En cualquier caso, con nuestros horarios prácticamente avícolas y nuestras respectivas parentelas a prudentes doce mil y seiscientos kilómetros de distancia, más que salir los dos a tomar algo por la noche lo que hacemos hoy es salir los tres al mediodía o a media tarde. Al clásico aperitivo español, por ejemplo. O, dada mi condición de autónomo, vendedor y peor postor de mi propia fuerza de trabajo, al desayuno, aperitivo o almuerzo que me permita poner mi computadora en el sitio de los cubiertos. Lo cual exige bares y tabernas con mejor conexión a wifi que con una variada carta de tapas o gintonics.
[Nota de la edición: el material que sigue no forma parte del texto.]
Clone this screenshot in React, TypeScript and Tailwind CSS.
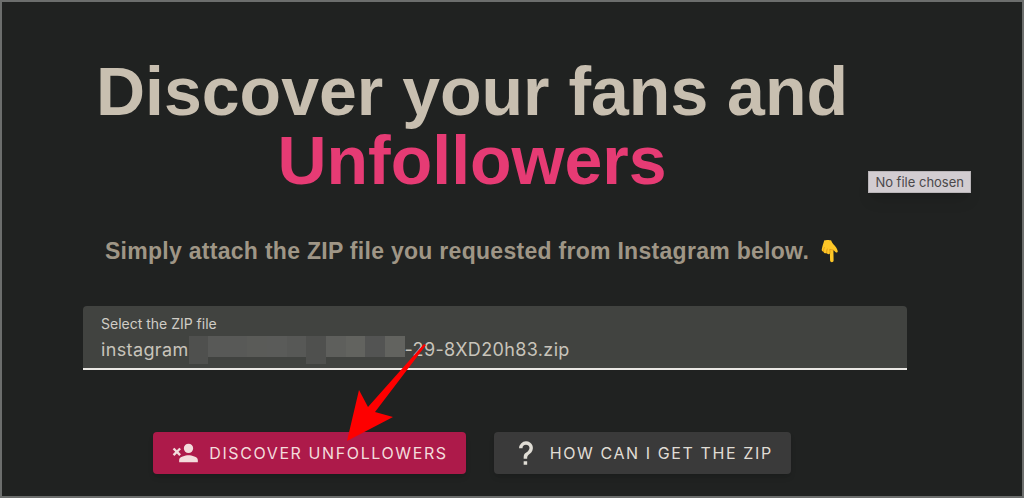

Pero el registro sí que lo tenemos hecho. Sólo en nuestros cien metros semipeatonales hay un bar mexicano, un restaurante japonés, uno de crêpes, uno de platos con nombres de películas y directores de cine, una cervecería que prepara arepas venezolanas, un jazz club, una coctelería que escenifica un reenactment espirituoso de la Guerra del Pacífico ofreciendo pisco peruano y chileno según el gusto y el bolsillo, dos libaneses (los Juanes y otro más), una antigua taberna gallega que ya no es gallega ni antigua pero a la que le han puesto un nuevo nombre tan malo que el vecindario la sigue llamando la antigua taberna gallega, otra con decoración y precios y público de gastrobar, un café-librería que sirve comida peruana, la taberna mediterránea oriental de nuestro amigo sirio, un restaurante alemán, uno especializado en tortillas, un bar-discoteca dirigido al mismo tiempo al público lgbt y al gótico-adolescente, una tienda de baklavas y otros dulces de Damasco donde Pedro Almodóvar cae regularmente a reponer sus existencias de nidos de pistachos y, finalmente, nuestro bar «de toda la vida», donde sirven correctamente la cerveza de barril, ofrecen tapas elaboradas y generosas y gratuitas con cada bebida, la gente arroja los palillos y las servilletas al suelo para que se note que por ahí circula harto personal, y que hasta ahora ha sido nuestro lugar ideal para ver fútbol los domingos y las noches de Champions, el único sitio donde puede confluir en armoniosa paz una parte del vecindario, incluidos los dueños de otros bares como los Juanes y el sirio, donde éste conoció a su novia colombiana, y también donde nos saludamos y planeamos nuestras futuras compras con el carnicero, el frutero, el librero y el vendedor de periódicos.
Ya no nos extraña que a los que nunca hayamos visto por ahí, aparte de los Juanes, el sirio y la colombiana, sean los demás cohabitantes de nuestro edificio. Ni siquiera a los chinos, que estadísticamente uno podría suponer que dan para mucho.